Passing by the urn called royal, Simone repeats to herself urn, shoulder, belly, hip. And suddenly water is streaming over Alice’s firm body. Their life together reappears like an alternation of precious moments between the shortage of water on the sites of the past and the abundance of chlorinated water in the bathrooms of the hotels they stayed at on a regular basis: the cool water of the shower under which they multiplied their mouth to mouths, the boiling calming water of the hot tubs, the stimulating water jet they learned to aim accurately at their clitorises, which sp
lit time in two or, depending on circumstances, into a thousand fragments that splashed the eye and then gently went on to merge with the idea of happiness and the salt of tears. Urns of life and daily chores which, held at arm’s length above women’s heads, were illuminated by their energy or which, passing through their rough and wrinkled hands, poured tender milk into the mouth of a child or fresh water through an old mother’s parched lips.
When at the sites, Simone often thought that in the light of day and the heat of the shimmering air she saw a far-off female form heading toward the east and toward her crimson colour until suddenly: a man catches up with the woman, yanks her by the arm which, forced to let go of the urn and its palmette, slumps, powerless and mute like an old sabre. The man drags the woman along. A cloud of dust replaces the human form. Simone would frown and her gaze would cut a path to the far-off woman so as to allow her to revel in her own luminosity.
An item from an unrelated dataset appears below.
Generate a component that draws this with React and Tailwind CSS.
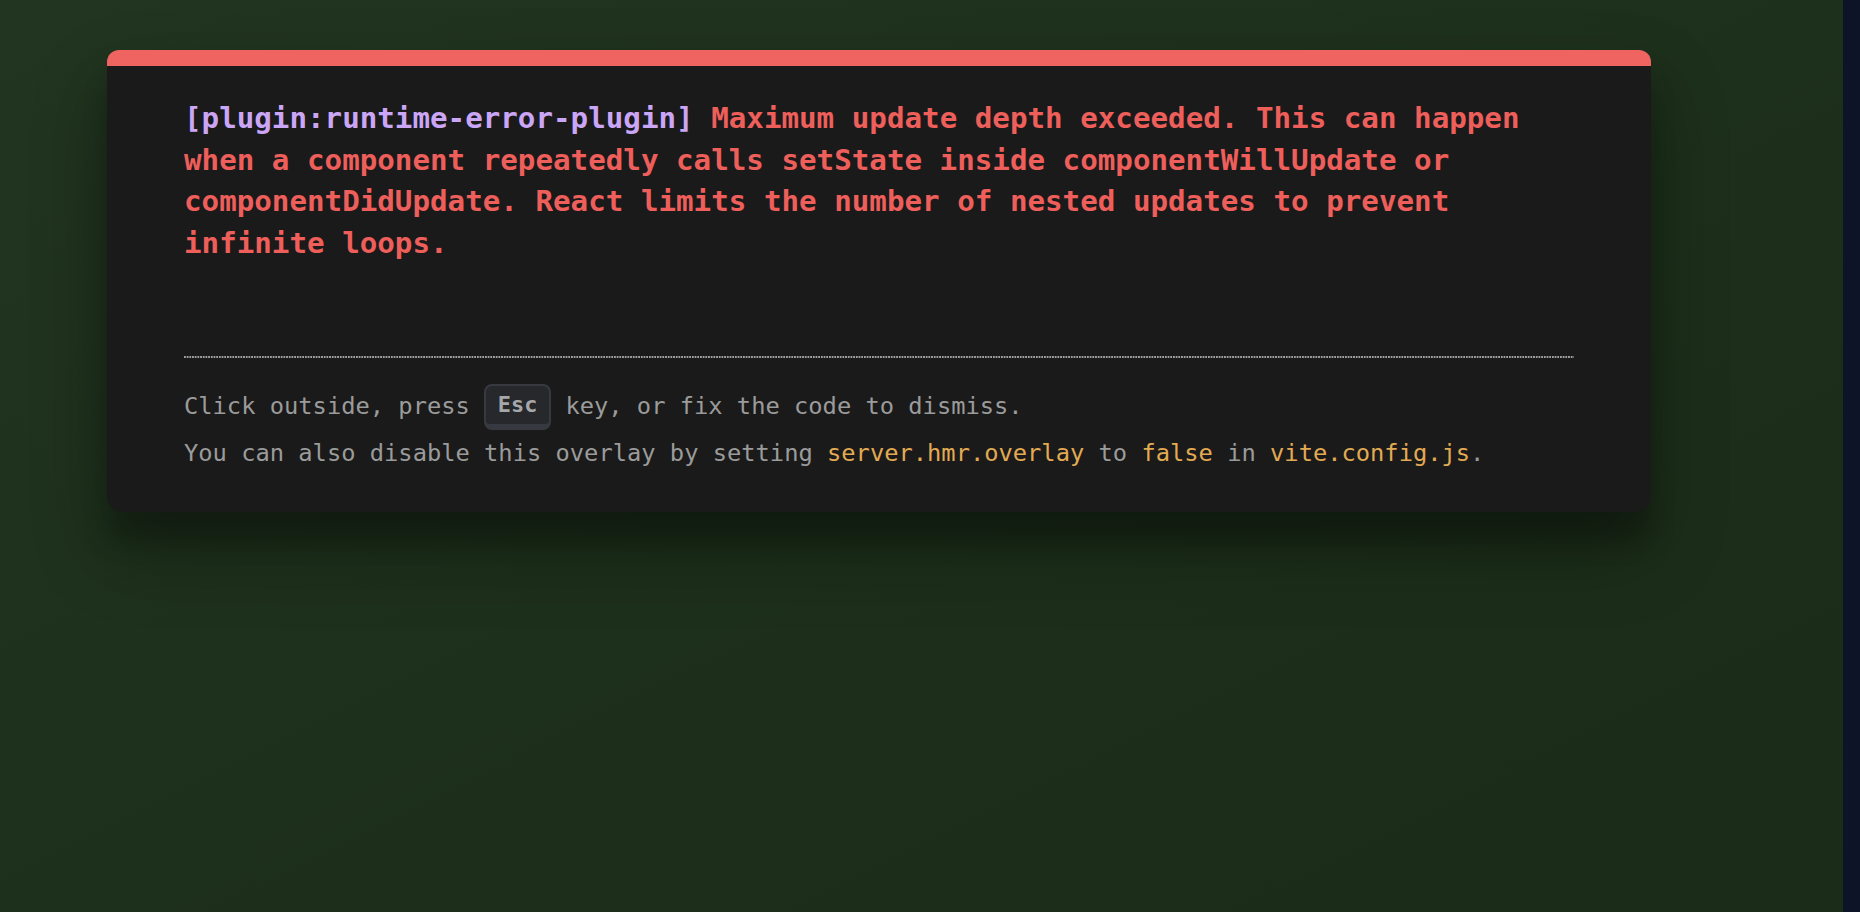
import React from "react";

const mono = { fontFamily: '"DejaVu Sans Mono", "Liberation Mono", monospace' };

export default function App() {
  return (
    <div className="flex h-[912px] w-[1860px] overflow-hidden" style={mono}>
      <div className="flex-1 bg-linear-to-br from-[#213520] via-[#1d301b] to-[#1b2c18]">
        <div className="ml-[107px] mt-[50px] w-[1544px] rounded-t-[12px] rounded-b-[16px] border-t-[16px] border-[#ef6461] bg-[#1a1a1a] px-[77px] pt-[32px] pb-[35px] shadow-[0_38px_76px_rgba(0,0,0,0.3),0_30px_24px_rgba(0,0,0,0.22)]">
          <pre
            className="m-0 whitespace-pre-wrap text-[29.2px] font-bold leading-[41.6px] text-[#ee5f5b]"
            style={mono}
          >
            <span className="text-[#cba6f7]">[plugin:runtime-error-plugin]</span>{" "}
            Maximum update depth exceeded. This can happen when a component repeatedly calls setState inside componentWillUpdate or componentDidUpdate. React limits the number of nested updates to prevent infinite loops.
          </pre>
          <div className="mt-[92px] h-[2px] bg-[linear-gradient(to_right,#a0a0a0_1.4px,transparent_1.4px)] bg-[length:2.7px_2px]" />
          <div className="pt-[25px] text-[23.74px] leading-[46.8px] text-[#9b9b9b]">
            <div>
              Click outside, press{" "}
              <span className="relative top-[1px] inline-flex h-[46px] w-[67px] items-center justify-center rounded-[8px] border-x-2 border-t-2 border-b-[6px] border-[#363940] bg-[#26282c] align-top text-[21.9px] font-bold text-[#a6a7ab]">
                Esc
              </span>{" "}
              key, or fix the code to dismiss.
            </div>
            <div>
              You can also disable this overlay by setting{" "}
              <span className="text-[#e2aa53]">server.hmr.overlay</span> to{" "}
              <span className="text-[#e2aa53]">false</span> in{" "}
              <span className="text-[#e2aa53]">vite.config.js</span>.
            </div>
          </div>
        </div>
      </div>
      <div className="w-[17px] bg-[#0e1428]" />
    </div>
  );
}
Alice loved to watch Simone when she was so focused. It was this capacity of hers for observation and the faultless reliability of her judgment that made Simone so alluring. In the archaeologist’s eye there was an indefinable something that brought to mind the far side of things, but as Alice couldn’t look simultaneously at Simone and at the object of her gaze, she never quite succeeded in recognizing the objects of reality that crossed her field of vision. So when Simone plunged her black-irised eyes into Alice’s, the latter could not absolutely guess which image was feeding, soothing, igniting her.
At petra: Simone remembers shivering when, for the first time, she saw those tombs sculpted in pink sandstone now partly reverted to scar-faced raw material by the effects of sand and wind. When nature exhibited highly aesthetic scars, and especially when it reasserted itself over the artificial forms inflicted upon it, Simone always reacted with an emotion so vivid it often made her ill. Presently she recalled the Land Art that Lorraine was so crazy about and which had prompted their trips to Arizona and New Mexico. There they went looking for installations, sculptures, uncanny shapes, questioning the motivations, pride and merit of the men and women who practiced this outdoor art. A labour-intensive never-before-seen art full of artists’ little fists rammed into the belly of a mountain. Cubes, rods and spirals drawn child-size in the vast, blinding desert. This unusual game went on and on. Just this morning, Simone had seen a picture of a New York artist standing like a little king in the middle of hundreds of naked bodies lying down in rows like merchandise, for the sole purpose of giving birth to an image wide open to being interpreted as the artificial cross-breeding of naked flesh and urban asphalt.